Search the listing below for "styles". Copy each matching line.
◇ ◇ ◇ ◇ ◇
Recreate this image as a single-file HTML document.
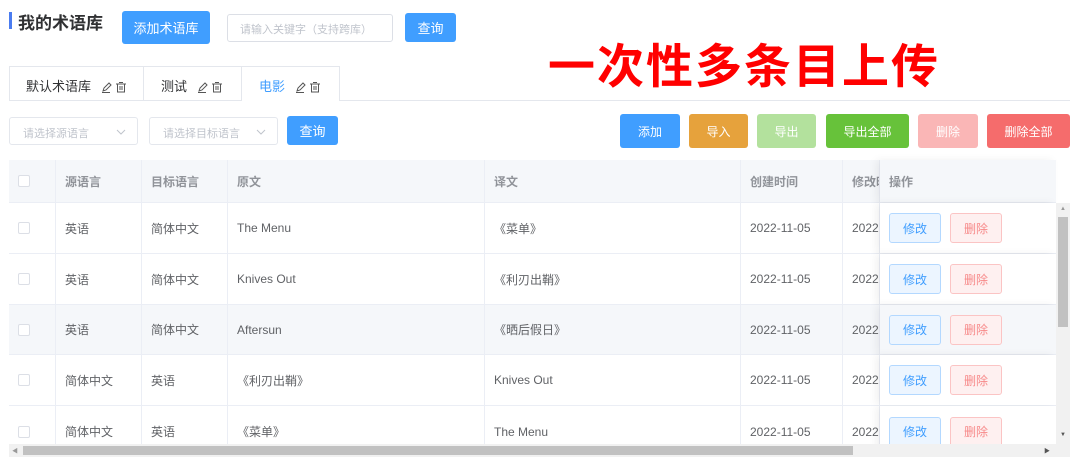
<!DOCTYPE html>
<html><head><meta charset="utf-8"><style>
*{box-sizing:border-box;margin:0;padding:0}
body{width:1080px;height:468px;background:#fff;position:relative;overflow:hidden;font-family:"Liberation Sans","Noto Sans CJK SC",sans-serif;font-size:12px;color:#606266}
.a{position:absolute}
.btn{position:absolute;color:#fff;border-radius:3px;display:flex;align-items:center;justify-content:center;font-size:12px}
.cell{position:absolute;display:flex;align-items:center;padding-left:9px;border-right:1px solid #ebeef5;height:100%}
.row{position:absolute;left:9px;width:1047px;border-bottom:1px solid #ebeef5;background:#fff}
.cb{width:12px;height:12px;border:1px solid #dcdfe6;border-radius:2px;background:#fff}
.op{position:absolute;left:871px;width:176px;height:100%;display:flex;align-items:center;padding-left:9px;gap:9px;box-shadow:-4px 0 8px rgba(0,0,0,.06)}
.e{width:52px;height:30px;border:1px solid #b3d8ff;background:#ecf5ff;color:#409eff;border-radius:3px;display:flex;align-items:center;justify-content:center}
.d{width:52px;height:30px;border:1px solid #fbc4c4;background:#fef0f0;color:#f78989;border-radius:3px;display:flex;align-items:center;justify-content:center}
.ic{display:inline-block;vertical-align:-2px;margin-left:10px}
</style></head><body>
<svg width="0" height="0" style="position:absolute"><defs>
<symbol id="pt" viewBox="0 0 26 12"><path d="M2 10 L3 7 L8 2 L10 4 L5 9 Z M1 11.5 H9" fill="none" stroke="#555" stroke-width="1"/><rect x="16.5" y="3" width="7" height="8" fill="none" stroke="#555"/><path d="M15 3 H25 M18 1.5 H22 M19 5 V9 M21 5 V9" stroke="#555" fill="none"/></symbol></defs></svg>
<div class="a" style="left:9px;top:12px;width:3px;height:17px;background:#4a7cf0"></div>
<div class="a" style="left:18px;top:9px;font-size:17px;font-weight:bold;color:#303133">我的术语库</div>
<div class="btn" style="left:122px;top:11px;width:88px;height:33px;background:#409eff;font-size:13px">添加术语库</div>
<div class="a" style="left:227px;top:14px;width:166px;height:28px;border:1px solid #dcdfe6;border-radius:3px;color:#c0c4cc;font-size:11px;padding:6px 0 0 12px">请输入关键字（支持跨库）</div>
<div class="btn" style="left:405px;top:13px;width:51px;height:29px;background:#409eff;font-size:13px">查询</div>
<div class="a" style="left:548px;top:28px;font-size:47px;font-weight:bold;color:#f00;letter-spacing:2px;white-space:nowrap">一次性多条目上传</div>
<div class="a" style="left:9px;top:100px;width:1061px;height:1px;background:#e4e7ed"></div>
<div class="a" style="left:9px;top:66px;width:331px;height:34px;border:1px solid #e4e7ed;border-bottom:none"></div>
<div class="a" style="left:143px;top:66px;width:1px;height:34px;background:#e4e7ed"></div>
<div class="a" style="left:241px;top:66px;width:1px;height:35px;background:#e4e7ed"></div>
<div class="a" style="left:242px;top:100px;width:97px;height:1px;background:#fff"></div>
<div class="a" style="left:26px;top:76px;color:#303133;font-size:13px">默认术语库<svg class="ic" width="26" height="12"><use href="#pt"/></svg></div>
<div class="a" style="left:161px;top:76px;color:#303133;font-size:13px">测试<svg class="ic" width="26" height="12"><use href="#pt"/></svg></div>
<div class="a" style="left:259px;top:76px;color:#409eff;font-size:13px">电影<svg class="ic" width="26" height="12"><use href="#pt"/></svg></div>
<div class="a" style="left:9px;top:117px;width:129px;height:28px;border:1px solid #e4e7ed;border-radius:3px;color:#c0c4cc;font-size:11px;padding:7px 0 0 13px">请选择源语言<svg style="position:absolute;right:11px;top:11px" width="10" height="6"><path d="M1 1 L5 5 L9 1" fill="none" stroke="#c0c4cc"/></svg></div>
<div class="a" style="left:149px;top:117px;width:129px;height:28px;border:1px solid #e4e7ed;border-radius:3px;color:#c0c4cc;font-size:11px;padding:7px 0 0 13px">请选择目标语言<svg style="position:absolute;right:11px;top:11px" width="10" height="6"><path d="M1 1 L5 5 L9 1" fill="none" stroke="#c0c4cc"/></svg></div>
<div class="btn" style="left:287px;top:116px;width:51px;height:29px;background:#409eff;font-size:13px">查询</div>
<div class="btn" style="left:620px;top:114px;width:60px;height:34px;background:#409eff">添加</div>
<div class="btn" style="left:689px;top:114px;width:59px;height:34px;background:#e6a23c">导入</div>
<div class="btn" style="left:757px;top:114px;width:59px;height:34px;background:#b3e19d">导出</div>
<div class="btn" style="left:826px;top:114px;width:83px;height:34px;background:#67c23a">导出全部</div>
<div class="btn" style="left:918px;top:114px;width:60px;height:34px;background:#fab6b6">删除</div>
<div class="btn" style="left:987px;top:114px;width:83px;height:34px;background:#f56c6c">删除全部</div>

<div class="row" style="top:160px;height:43px;background:#f5f7fa;color:#909399;font-weight:bold;font-size:12px">
<div class="cell" style="left:0;width:47px"><div class="cb"></div></div>
<div class="cell" style="left:47px;width:86px">源语言</div>
<div class="cell" style="left:133px;width:86px">目标语言</div>
<div class="cell" style="left:219px;width:257px">原文</div>
<div class="cell" style="left:476px;width:256px">译文</div>
<div class="cell" style="left:732px;width:102px">创建时间</div>
<div class="cell" style="left:834px;width:37px;overflow:hidden;white-space:nowrap">修改时间</div>
<div class="op" style="background:#f5f7fa">操作</div>
</div>

<div class="row" style="top:203px;height:51px">
<div class="cell" style="left:0;width:47px"><div class="cb"></div></div><div class="cell" style="left:47px;width:86px">英语</div><div class="cell" style="left:133px;width:86px">简体中文</div><div class="cell" style="left:219px;width:257px">The Menu</div><div class="cell" style="left:476px;width:256px">《菜单》</div><div class="cell" style="left:732px;width:102px">2022-11-05</div><div class="cell" style="left:834px;width:37px;overflow:hidden">2022-</div>
<div class="op" style="background:#fff"><div class="e">修改</div><div class="d">删除</div></div></div>
<div class="row" style="top:254px;height:51px">
<div class="cell" style="left:0;width:47px"><div class="cb"></div></div><div class="cell" style="left:47px;width:86px">英语</div><div class="cell" style="left:133px;width:86px">简体中文</div><div class="cell" style="left:219px;width:257px">Knives Out</div><div class="cell" style="left:476px;width:256px">《利刃出鞘》</div><div class="cell" style="left:732px;width:102px">2022-11-05</div><div class="cell" style="left:834px;width:37px;overflow:hidden">2022-</div>
<div class="op" style="background:#fff"><div class="e">修改</div><div class="d">删除</div></div></div>
<div class="row" style="top:305px;height:50px;background:#f5f7fa">
<div class="cell" style="left:0;width:47px"><div class="cb"></div></div><div class="cell" style="left:47px;width:86px">英语</div><div class="cell" style="left:133px;width:86px">简体中文</div><div class="cell" style="left:219px;width:257px">Aftersun</div><div class="cell" style="left:476px;width:256px">《晒后假日》</div><div class="cell" style="left:732px;width:102px">2022-11-05</div><div class="cell" style="left:834px;width:37px;overflow:hidden">2022-</div>
<div class="op" style="background:#f5f7fa"><div class="e">修改</div><div class="d">删除</div></div></div>
<div class="row" style="top:355px;height:51px">
<div class="cell" style="left:0;width:47px"><div class="cb"></div></div><div class="cell" style="left:47px;width:86px">简体中文</div><div class="cell" style="left:133px;width:86px">英语</div><div class="cell" style="left:219px;width:257px">《利刃出鞘》</div><div class="cell" style="left:476px;width:256px">Knives Out</div><div class="cell" style="left:732px;width:102px">2022-11-05</div><div class="cell" style="left:834px;width:37px;overflow:hidden">2022-</div>
<div class="op" style="background:#fff"><div class="e">修改</div><div class="d">删除</div></div></div>
<div class="row" style="top:406px;height:38px;overflow:hidden;border:none">
<div style="position:absolute;top:0;left:0;width:100%;height:51px">
<div class="cell" style="left:0;width:47px"><div class="cb"></div></div><div class="cell" style="left:47px;width:86px">简体中文</div><div class="cell" style="left:133px;width:86px">英语</div><div class="cell" style="left:219px;width:257px">《菜单》</div><div class="cell" style="left:476px;width:256px">The Menu</div><div class="cell" style="left:732px;width:102px">2022-11-05</div><div class="cell" style="left:834px;width:37px;overflow:hidden">2022-</div>
<div class="op" style="background:#fff"><div class="e">修改</div><div class="d">删除</div></div></div></div>
<div class="a" style="left:1056px;top:203px;width:14px;height:241px;background:#f1f1f1"></div>
<div class="a" style="left:1058px;top:217px;width:10px;height:110px;background:#c1c1c1"></div>
<div class="a" style="left:1060px;top:206px;font-size:6px;color:#999">▲</div>
<div class="a" style="left:1060px;top:432px;font-size:6px;color:#555">▼</div>
<div class="a" style="left:9px;top:444px;width:1061px;height:13px;background:#f1f1f1"></div>
<div class="a" style="left:23px;top:446px;width:830px;height:9px;background:#c1c1c1"></div>
<div class="a" style="left:12px;top:446px;font-size:6px;color:#999">◀</div>
<div class="a" style="left:1044px;top:446px;font-size:6px;color:#555">▶</div>
</body></html>
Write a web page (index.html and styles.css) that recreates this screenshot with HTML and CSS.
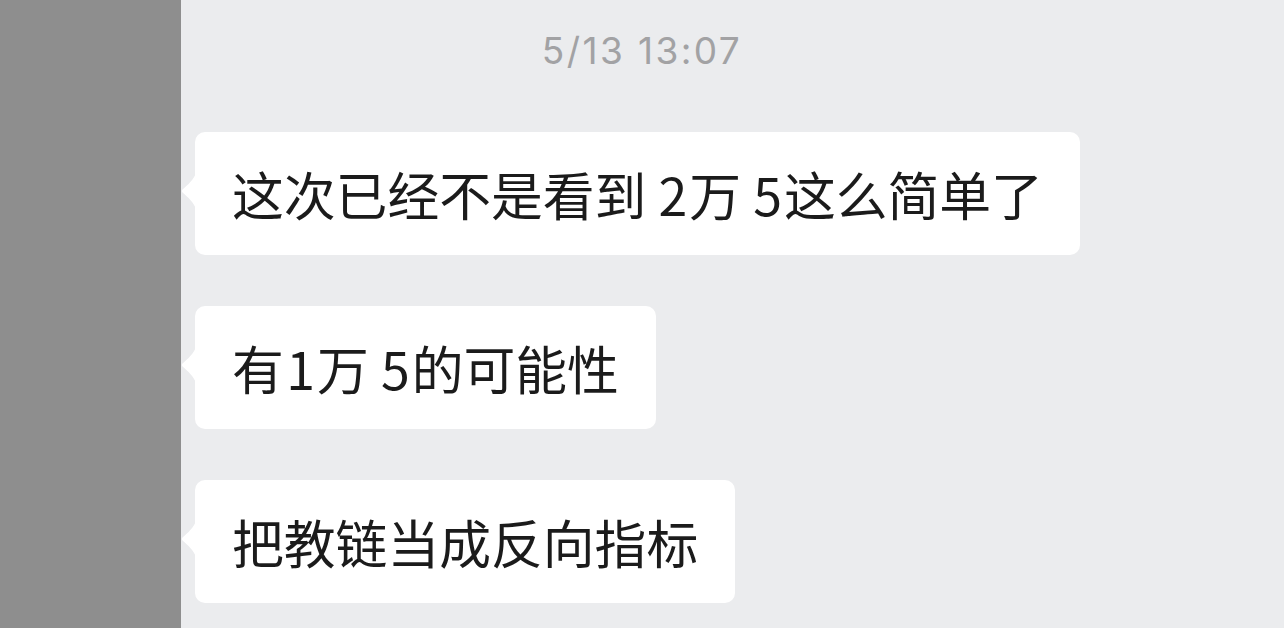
FILE: index.html
```html
<!DOCTYPE html>
<html lang="zh-CN">
<head>
<meta charset="utf-8">
<link rel="stylesheet" href="styles.css">
</head>
<body>
<div class="chat">
  <div class="time">5/13 13:07</div>
  <div class="messages">
    <div class="bubble">
      <svg class="tail" width="15" height="36" viewBox="0 0 15 36"><path d="M15 0 C13 6 7 12 1.5 16.5 Q0 18 1.5 19.5 C7 24 13 30 15 36 Z" fill="#ffffff"/></svg>
      这次已经不是看到 <span class="num">2</span>万 <span class="num">5</span>这么简单了
    </div>
    <div class="bubble">
      <svg class="tail" width="15" height="36" viewBox="0 0 15 36"><path d="M15 0 C13 6 7 12 1.5 16.5 Q0 18 1.5 19.5 C7 24 13 30 15 36 Z" fill="#ffffff"/></svg>
      有<span class="num">1</span>万 <span class="num">5</span>的可能性
    </div>
    <div class="bubble">
      <svg class="tail" width="15" height="36" viewBox="0 0 15 36"><path d="M15 0 C13 6 7 12 1.5 16.5 Q0 18 1.5 19.5 C7 24 13 30 15 36 Z" fill="#ffffff"/></svg>
      把教链当成反向指标
    </div>
  </div>
  <div class="panel"></div>
</div>
</body>
</html>
```

FILE: styles.css
```css
html, body {
  margin: 0;
  padding: 0;
}

body {
  width: 1284px;
  height: 628px;
  overflow: hidden;
  background: #ebecee;
  font-family: "Noto Sans CJK SC", "Noto Sans", sans-serif;
}

.chat {
  position: relative;
  width: 1284px;
  height: 628px;
  display: flex;
  flex-direction: column;
}

.time {
  padding-top: 29px;
  text-align: center;
  font-family: Inter, "Liberation Sans", sans-serif;
  font-size: 37px;
  line-height: 44px;
  letter-spacing: 2.4px;
  color: #a2a2a4;
}

.messages {
  display: flex;
  flex-direction: column;
  align-items: flex-start;
  gap: 51px;
  padding-left: 195px;
  margin-top: 59px;
}

.bubble {
  position: relative;
  background: #ffffff;
  border-radius: 10px;
  padding: 30px 37px;
  font-size: 51.8px;
  font-weight: 400;
  line-height: 63px;
  word-spacing: -2px;
  color: #1b1b1b;
  white-space: nowrap;
}

.num {
  margin: 0 2px 0 2.5px;
}

.tail {
  position: absolute;
  left: -14px;
  top: 50%;
  margin-top: -21px;
  display: block;
}

.panel {
  position: absolute;
  left: 0;
  top: 0;
  width: 181px;
  height: 628px;
  background: #8e8e8e;
}
```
◇ ◇ ◇ ◇ ◇
- _Final answer_
Write a web page (index.html and styles.css) that recreates this screenshot with HTML and CSS.
<link rel="stylesheet" href="styles.css">
FILE: styles.css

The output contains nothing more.